GIVEN MATERIAL =>
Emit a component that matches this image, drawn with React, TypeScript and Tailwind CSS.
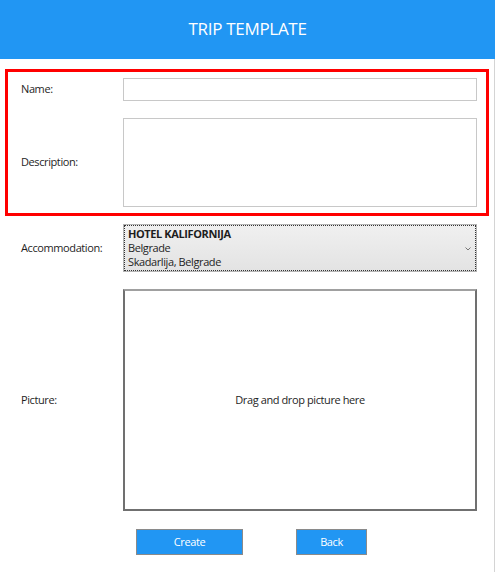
import type { ReactNode } from "react";

function Row({ label, children }: { label: string; children: ReactNode }) {
  return (
    <div className="flex items-center">
      <span className="w-[102px] shrink-0">{label}</span>
      {children}
    </div>
  );
}

export default function App() {
  return (
    <main
      className="h-[572px] w-[496px] bg-white text-[11px] tracking-[-0.4px] text-[#1e1e1e]"
      style={{ fontFamily: '"Open Sans", "Noto Sans", sans-serif' }}
    >
      <header className="flex h-[59px] w-[495px] items-center justify-center bg-[#2196f3] pb-[1px]">
        <h1 className="text-[17px] tracking-[-0.3px] text-white">TRIP TEMPLATE</h1>
      </header>

      <div className="h-[513px] w-[495px] border-r border-[#d4d4d4] pt-[10px]">
        <div className="mx-[5px] flex flex-col gap-[17px] border-[3px] border-[#ff0000] pb-[6px] pl-[13px] pt-[6px]">
          <Row label="Name:">
            <div className="h-[23px] w-[354px] border border-[#c8c8c8] bg-white" />
          </Row>
          <Row label="Description:">
            <div className="h-[89px] w-[354px] border border-[#c8c8c8] bg-white" />
          </Row>
        </div>

        <div className="mt-[8px] flex flex-col gap-[17px] pl-[21px]">
          <Row label="Accommodation:">
            <div className="h-[48px] w-[354px] border border-[#b4b4b4] bg-gradient-to-b from-[#f0f0f0] to-[#e3e3e3]">
              <div className="relative flex h-full flex-col justify-center border border-dotted border-[#333] pl-[3px] leading-[14px]">
                <span className="font-bold">HOTEL KALIFORNIJA</span>
                <span>Belgrade</span>
                <span>Skadarlija, Belgrade</span>
                <svg
                  className="absolute right-[4px] top-[21px]"
                  width="6"
                  height="4"
                  viewBox="0 0 6 4"
                  fill="none"
                  stroke="#777"
                  strokeWidth="1"
                >
                  <path d="M0.5 0.5 L3 3 L5.5 0.5" />
                </svg>
              </div>
            </div>
          </Row>
          <Row label="Picture:">
            <div className="flex h-[222px] w-[354px] items-center justify-center border-2 border-[#707070] border-t-[#a0a0a0] bg-white">
              Drag and drop picture here
            </div>
          </Row>
        </div>

        <div className="mt-[18px] flex pl-[136px] text-white">
          <button className="h-[26px] w-[107px] border border-[#8a8a8a] bg-[#2196f3]">Create</button>
          <button className="ml-[53px] h-[26px] w-[71px] border border-[#8a8a8a] bg-[#2196f3]">Back</button>
        </div>
      </div>
    </main>
  );
}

AIM =>
Retype the whole listing exactly and leave the pictures out.

FINAL RESULT =>
Emit a component that matches this image, drawn with React, TypeScript and Tailwind CSS.
import type { ReactNode } from "react";

function Row({ label, children }: { label: string; children: ReactNode }) {
  return (
    <div className="flex items-center">
      <span className="w-[102px] shrink-0">{label}</span>
      {children}
    </div>
  );
}

export default function App() {
  return (
    <main
      className="h-[572px] w-[496px] bg-white text-[11px] tracking-[-0.4px] text-[#1e1e1e]"
      style={{ fontFamily: '"Open Sans", "Noto Sans", sans-serif' }}
    >
      <header className="flex h-[59px] w-[495px] items-center justify-center bg-[#2196f3] pb-[1px]">
        <h1 className="text-[17px] tracking-[-0.3px] text-white">TRIP TEMPLATE</h1>
      </header>

      <div className="h-[513px] w-[495px] border-r border-[#d4d4d4] pt-[10px]">
        <div className="mx-[5px] flex flex-col gap-[17px] border-[3px] border-[#ff0000] pb-[6px] pl-[13px] pt-[6px]">
          <Row label="Name:">
            <div className="h-[23px] w-[354px] border border-[#c8c8c8] bg-white" />
          </Row>
          <Row label="Description:">
            <div className="h-[89px] w-[354px] border border-[#c8c8c8] bg-white" />
          </Row>
        </div>

        <div className="mt-[8px] flex flex-col gap-[17px] pl-[21px]">
          <Row label="Accommodation:">
            <div className="h-[48px] w-[354px] border border-[#b4b4b4] bg-gradient-to-b from-[#f0f0f0] to-[#e3e3e3]">
              <div className="relative flex h-full flex-col justify-center border border-dotted border-[#333] pl-[3px] leading-[14px]">
                <span className="font-bold">HOTEL KALIFORNIJA</span>
                <span>Belgrade</span>
                <span>Skadarlija, Belgrade</span>
                <svg
                  className="absolute right-[4px] top-[21px]"
                  width="6"
                  height="4"
                  viewBox="0 0 6 4"
                  fill="none"
                  stroke="#777"
                  strokeWidth="1"
                >
                  <path d="M0.5 0.5 L3 3 L5.5 0.5" />
                </svg>
              </div>
            </div>
          </Row>
          <Row label="Picture:">
            <div className="flex h-[222px] w-[354px] items-center justify-center border-2 border-[#707070] border-t-[#a0a0a0] bg-white">
              Drag and drop picture here
            </div>
          </Row>
        </div>

        <div className="mt-[18px] flex pl-[136px] text-white">
          <button className="h-[26px] w-[107px] border border-[#8a8a8a] bg-[#2196f3]">Create</button>
          <button className="ml-[53px] h-[26px] w-[71px] border border-[#8a8a8a] bg-[#2196f3]">Back</button>
        </div>
      </div>
    </main>
  );
}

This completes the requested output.